Nurturing Walls: Indian Women’s Stunning Tribal Art Tradition

By:

What baby birds and tattooed camels have to do with motherhood and the authenticity of public art.

For generations, the women of the Meena tribe in India’s Rajasthan state have been decorating the walls and floors of their homes with a stunning form of public art both graphic and decorative known as Mandana painting, using a white paste made of rice and milk to paint intricate motifs on these brown mud surfaces. This remarkable craft is passed down from mother to daughter, and the drawings themselves often depict maternal motifs of birds and animals with their young.

From the fine folks at Tara Books, who brought us such hand-crafted gems as The Night Life of Trees and I Like Cats, comes Nurturing Walls — a tender tribute to the Mandana tradition of public art and the women who make it.
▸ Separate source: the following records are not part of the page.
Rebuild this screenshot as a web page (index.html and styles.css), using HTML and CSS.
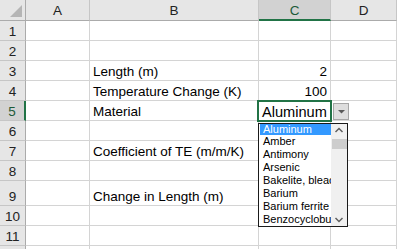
FILE: index.html
```html
<!DOCTYPE html>
<html lang="en">
<head>
  <meta charset="UTF-8">
  <title>Thermal Expansion</title>
  <link rel="stylesheet" href="styles.css">
</head>
<body>
  <div class="sheet">
    <div class="grid">
      <!-- header row -->
      <div class="corner"><span class="corner-tri"></span></div>
      <div class="col-head">A</div>
      <div class="col-head">B</div>
      <div class="col-head active">C</div>
      <div class="col-head">D</div>

      <div class="row-head">1</div><div class="cell"></div><div class="cell"></div><div class="cell"></div><div class="cell"></div>
      <div class="row-head">2</div><div class="cell"></div><div class="cell"></div><div class="cell"></div><div class="cell"></div>
      <div class="row-head">3</div><div class="cell"></div><div class="cell">Length (m)</div><div class="cell num">2</div><div class="cell"></div>
      <div class="row-head">4</div><div class="cell"></div><div class="cell">Temperature Change (K)</div><div class="cell num">100</div><div class="cell"></div>
      <div class="row-head active">5</div><div class="cell"></div><div class="cell">Material</div><div class="cell big">Aluminum</div><div class="cell"></div>
      <div class="row-head">6</div><div class="cell"></div><div class="cell"></div><div class="cell"></div><div class="cell"></div>
      <div class="row-head">7</div><div class="cell"></div><div class="cell">Coefficient of TE (m/m/K)</div><div class="cell"></div><div class="cell"></div>
      <div class="row-head">8</div><div class="cell"></div><div class="cell"></div><div class="cell"></div><div class="cell"></div>
      <div class="row-head">9</div><div class="cell"></div><div class="cell">Change in Length (m)</div><div class="cell"></div><div class="cell"></div>
      <div class="row-head">10</div><div class="cell"></div><div class="cell"></div><div class="cell"></div><div class="cell"></div>
      <div class="row-head">11</div><div class="cell"></div><div class="cell"></div><div class="cell"></div><div class="cell"></div>
      <div class="row-head"></div><div class="cell"></div><div class="cell"></div><div class="cell"></div><div class="cell"></div>
    </div>

    <!-- selected cell C5 with its validation dropdown -->
    <div class="selection"></div>
    <div class="drop-btn">
      <svg width="7" height="4" viewBox="0 0 7 4"><polygon points="0,0 7,0 3.5,3.5" fill="#595959"/></svg>
    </div>
    <div class="listbox">
      <ul class="options">
        <li class="selected">Aluminum</li>
        <li>Amber</li>
        <li>Antimony</li>
        <li>Arsenic</li>
        <li>Bakelite, bleached</li>
        <li>Barium</li>
        <li>Barium ferrite</li>
        <li>Benzocyclobutene</li>
      </ul>
      <div class="scrollbar">
        <svg class="arrow" width="16" height="10" viewBox="0 0 16 10"><polyline points="4.5,7 8,3.5 11.5,7" fill="none" stroke="#606060" stroke-width="1.5"/></svg>
        <div class="thumb"></div>
        <svg class="arrow down" width="16" height="10" viewBox="0 0 16 10"><polyline points="4.5,3 8,6.5 11.5,3" fill="none" stroke="#606060" stroke-width="1.5"/></svg>
      </div>
    </div>
  </div>
</body>
</html>
```

FILE: styles.css
```css
body {
  margin: 0;
  background: #ffffff;
  font-family: 'Liberation Sans', Arial, sans-serif;
  color: #000;
}
.sheet {
  position: relative;
  width: 397px;
  height: 249px;
  overflow: hidden;
}
.grid {
  display: grid;
  grid-template-columns: 26px 64px 169px 72px 66px;
  grid-template-rows: 21px repeat(8, 20px) 25px 20px 20px 20px;
}
.grid > div {
  box-sizing: border-box;
  border-right: 1px solid #d4d4d4;
  border-bottom: 1px solid #d4d4d4;
}
.corner {
  position: relative;
  background: #e6e6e6;
  border-right-color: #ababab !important;
  border-bottom-color: #ababab !important;
}
.corner-tri {
  position: absolute;
  right: 3px;
  bottom: 3px;
  width: 0;
  height: 0;
  border-left: 12px solid transparent;
  border-bottom: 12px solid #b5b5b5;
}
.col-head {
  background: #e6e6e6;
  border-right-color: #c6c6c6 !important;
  border-bottom-color: #ababab !important;
  font-size: 13.5px;
  color: #222;
  display: flex;
  align-items: center;
  justify-content: center;
  padding-top: 1px;
}
.col-head.active {
  background: #d2d2d2;
  color: #1d5a38;
  border-bottom: 2px solid #217346 !important;
}
.row-head {
  background: #e6e6e6;
  border-right-color: #ababab !important;
  border-bottom-color: #c6c6c6 !important;
  font-size: 13.5px;
  color: #222;
  display: flex;
  align-items: flex-end;
  justify-content: center;
  padding-bottom: 1px;
}
.row-head.active {
  background: #d2d2d2;
  color: #1d5a38;
  border-right: 2px solid #217346 !important;
}
.cell {
  font-size: 13.5px;
  display: flex;
  align-items: flex-end;
  padding: 0 3px 1px;
  white-space: nowrap;
  overflow: visible;
}
.cell.num {
  justify-content: flex-end;
}
.cell.big {
  font-size: 14.6px;
  padding-left: 3px;
  padding-bottom: 0;
}
.selection {
  position: absolute;
  left: 257px;
  top: 100px;
  width: 75px;
  height: 22px;
  box-sizing: border-box;
  border: 2px solid #217346;
}
.drop-btn {
  position: absolute;
  left: 333px;
  top: 103px;
  width: 16px;
  height: 17px;
  box-sizing: border-box;
  background: #dedede;
  border: 1px solid #a6a6a6;
  display: flex;
  align-items: center;
  justify-content: center;
}
.listbox {
  position: absolute;
  left: 258px;
  top: 123px;
  width: 90px;
  height: 104px;
  box-sizing: border-box;
  border: 1px solid #1a1a1a;
  background: #fff;
  display: flex;
}
.options {
  list-style: none;
  margin: 0;
  padding: 0;
  flex: 1;
  overflow: hidden;
  font-size: 11px;
}
.options li {
  height: 13px;
  line-height: 13px;
  padding-left: 4px;
  white-space: nowrap;
  overflow: hidden;
}
.options li.selected {
  height: 11px;
  line-height: 11px;
  margin-left: 1px;
  padding-left: 3px;
  background: #3399ff;
  color: #fff;
}
.scrollbar {
  width: 16px;
  background: #f0f0f0;
  display: flex;
  flex-direction: column;
  align-items: center;
}
.arrow {
  display: block;
  margin-top: 1px;
}
.arrow.down {
  margin-top: auto;
  margin-bottom: 1px;
}
.thumb {
  width: 15px;
  height: 10px;
  margin-top: 4px;
  background: #cdcdcd;
}
```
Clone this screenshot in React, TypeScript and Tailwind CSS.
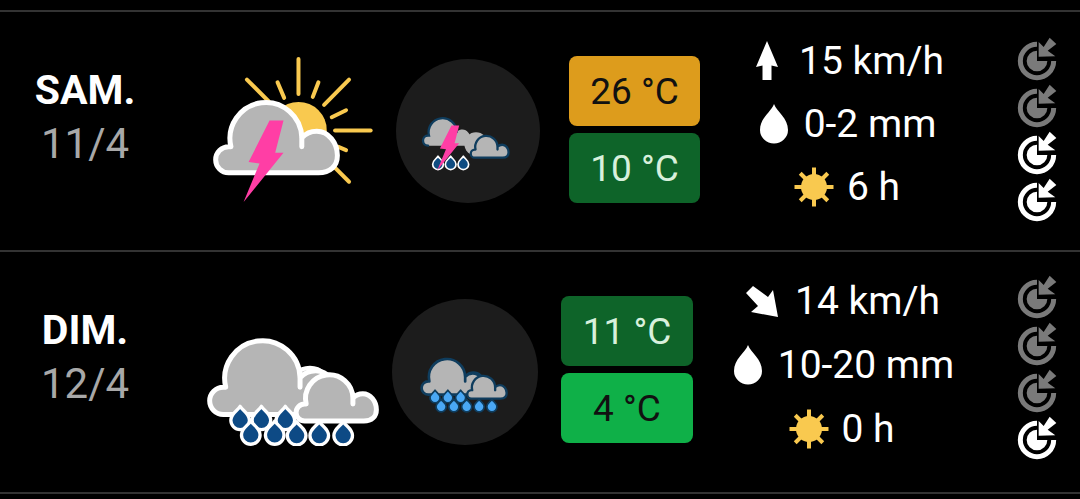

The book itself is a piece of art, printed on thick brown craft-paper that mirrors the mud walls of Meena homes and silk-screened by hand in Tara Books’ fair-trade workshop in Chennai. Each image in every book is thus an original print, and the pages themselves emit the rich earthy smell of artisanal craft.

Between the breathtaking silkscreens you’ll find vibrant full-color photographs that offer a glimpse of the lives of these extraordinary Meena artists and contextualize the Mandana artwork in its place in the local community, revealing a kind of authenticity foreign to our culture of conjoined art and commerce.

There is something very moving about the way these humble women are driven to be creative, in lived, everyday sense. It gives us much to reflect on what we take for granted as the provenance of art: for one, their painting is not the unique creation of any single individual but a tradition grown in a community. The work is not produced for a market, but for themselves, as well as the community at large. And viewed in the context of their lives, art doesn’t seem to be a luxury that has to be bought by opportunities and free time.” ~ Gita Wolf

A poetic pinnacle of tribal art, Nurturing Walls sets ajar the door to a fascinating world where beauty, community and tradition live in their purest, most inspired form.